Sobre a Felicidade, ou simplesmente felicidade.



Tentar conceituar um sentimento é como pôr uma âncora num beija-flor e esperar que ele continue flutuando no ar. Muitas definições de “felicidade” já foram tentadas, escritas ou faladas, refletidas, ensinadas.

Para algumas religiões, a felicidade seria a ausência absoluta de desejo. Somente quando houvéssemos abstraído todo desejo e percebido a realidade na qual estamos inseridos como algo irreal ou transitório, assim estaríamos em felicidade plena. Superar as necessidades também seria um caminho, mortificando o corpo para libertar a alma. Só a alma, como algo perfeito, poderia realmente habitar o reino da felicidade.

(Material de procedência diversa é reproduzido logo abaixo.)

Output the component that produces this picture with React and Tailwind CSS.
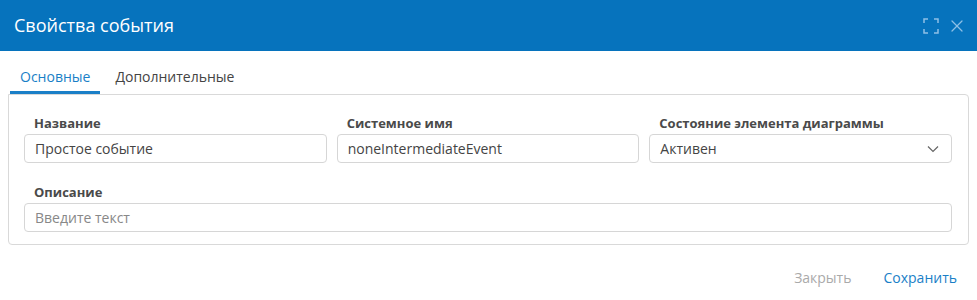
import { X } from "lucide-react";

const fields = [
  { label: "Название", value: "Простое событие" },
  { label: "Системное имя", value: "noneIntermediateEvent" },
];

function ExpandIcon() {
  return (
    <svg width="16" height="16" viewBox="0 0 16 16" fill="none" stroke="currentColor" strokeWidth="1.5">
      <path d="M1 5V1h4M11 1h4v4M15 11v4h-4M5 15H1v-4" />
    </svg>
  );
}

export default function App() {
  return (
    <div className="h-[300px] w-[977px] bg-white font-['Open_Sans',sans-serif] text-[#333]">
      <div className="flex h-[51px] items-center justify-between bg-[#0673bd] pl-[14px] pr-[10px]">
        <h1 className="text-[18px] font-normal text-white">Свойства события</h1>
        <div className="flex items-center gap-[8px] text-[#8ec0e6]">
          <ExpandIcon />
          <X size={20} strokeWidth={1.5} />
        </div>
      </div>

      <div className="px-[8px] pt-[15px]">
        <div className="flex text-[14px]">
          <div className="ml-[2px] border-b-[3px] border-[#1a7fc7] px-[10px] pb-[4px] text-[#1a7fc7]">Основные</div>
          <div className="px-[15px] pb-[4px] text-[#444]">Дополнительные</div>
        </div>

        <div className="rounded-b-[4px] rounded-tr-[4px] border border-[#d9d9d9] pl-[15px] pr-[16px] pt-[19px] pb-[12px]">
          <div className="grid grid-cols-3 gap-x-[10px]">
            {fields.map((f) => (
              <div key={f.label}>
                <div className="pl-[10px] text-[13px] font-bold leading-[18px] text-[#4a4a4a]">{f.label}</div>
                <div className="mt-[2px] flex h-[29px] items-center rounded-[4px] border border-[#d6d6d6] px-[10px] text-[14px] text-[#444]">
                  {f.value}
                </div>
              </div>
            ))}
            <div>
              <div className="pl-[10px] text-[13px] font-bold leading-[18px] text-[#4a4a4a]">Состояние элемента диаграммы</div>
              <div className="mt-[2px] flex h-[29px] items-center justify-between rounded-[4px] border border-[#d6d6d6] pl-[10px] pr-[12px] text-[14px] text-[#444]">
                <span>Активен</span>
                <svg width="12" height="8" viewBox="0 0 12 8" fill="none" stroke="#666" strokeWidth="1.2">
                  <path d="M1 1.5l5 5 5-5" />
                </svg>
              </div>
            </div>
          </div>

          <div className="mt-[20px]">
            <div className="pl-[10px] text-[13px] font-bold leading-[18px] text-[#4a4a4a]">Описание</div>
            <div className="mt-[2px] flex h-[29px] items-center rounded-[4px] border border-[#d6d6d6] px-[10px] text-[14px] text-[#888]">
              Введите текст
            </div>
          </div>
        </div>
      </div>

      <div className="flex justify-end gap-[32px] pr-[20px] pt-[22px] text-[14px]">
        <span className="text-[#aaa]">Закрыть</span>
        <span className="text-[#1a7fc7]">Сохранить</span>
      </div>
    </div>
  );
}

Há correntes de pensamento que acreditam que nossa pulsão ao desejo, em todos os níveis, é uma busca constante da felicidade, que só é alcançada momentaneamente enquanto aquele objeto de desejo é possuído, mas logo em seguida, outro impulso é gerado e nossa busca segue indefinidamente, talvez numa tentativa de retorno ao estado fetal, onde inconscientemente nos acharíamos em perfeita harmonia conosco e com o ambiente: a saudade do útero materno.

Para alguns místicos a nossa inquietude e essa eterna busca pela felicidade seria um movimento de retorno ao coração de Deus, de onde teríamos saído.

Na verdade vi algumas pessoas felizes por alguns momentos de suas vidas. Breves momentos. É frustrante até certo ponto, pois idealizamos uma felicidade que fosse quase eterna enquanto durasse nossa permanência aqui na Terra. É monumental o esforço sobre-humano que fazemos para nos sentirmos felizes, às vezes um objetivo perseguido durante toda a existência e só alcançado por uns poucos, por algumas horas, talvez minutos.

Vi muitas pessoas ficarem felizes com um prato de comida e um pedaço de doce, ou um copo d’água, ou uma camisa velha, ou com um afago, um sorriso ou um aperto de mão, que lhe devolveu a humanidade por alguns instantes. Vi pessoas abnegadas, dedicadas ao extremo, na ajuda aos outros, e pareciam menos tristes, mais aliviadas em suas existências. Raramente, mas vi alguém esboçar uma face de felicidade no instante da própria morte, aliviada do sofrimento da enfermidade.

Nunca, no entanto, vi alguém totalmente feliz o tempo todo, mesmo que esse tempo todo fosse pouco mais de doze horas, que é a metade de um dia. Temo por pessoas de riso fácil, muito expansivas e pouco reflexivas, efusivas, todo tempo, por detrás ou dentro de si trazem oculta, talvez, uma grande melancolia.

Talvez a procura da felicidade total e perene seja um grande fardo, pesado demais para os humanos, que trazem consigo as máscaras gregas da comédia e da tragédia; como o palco é estreito, as luzes são fracas, a peça tem poucos atos, o espetáculo é curto e a plateia raramente aplaude, talvez e talvez, devêssemos nos contentar com os nossos efêmeros e radiantes momentos de felicidade, antes que as cortinas se fechem.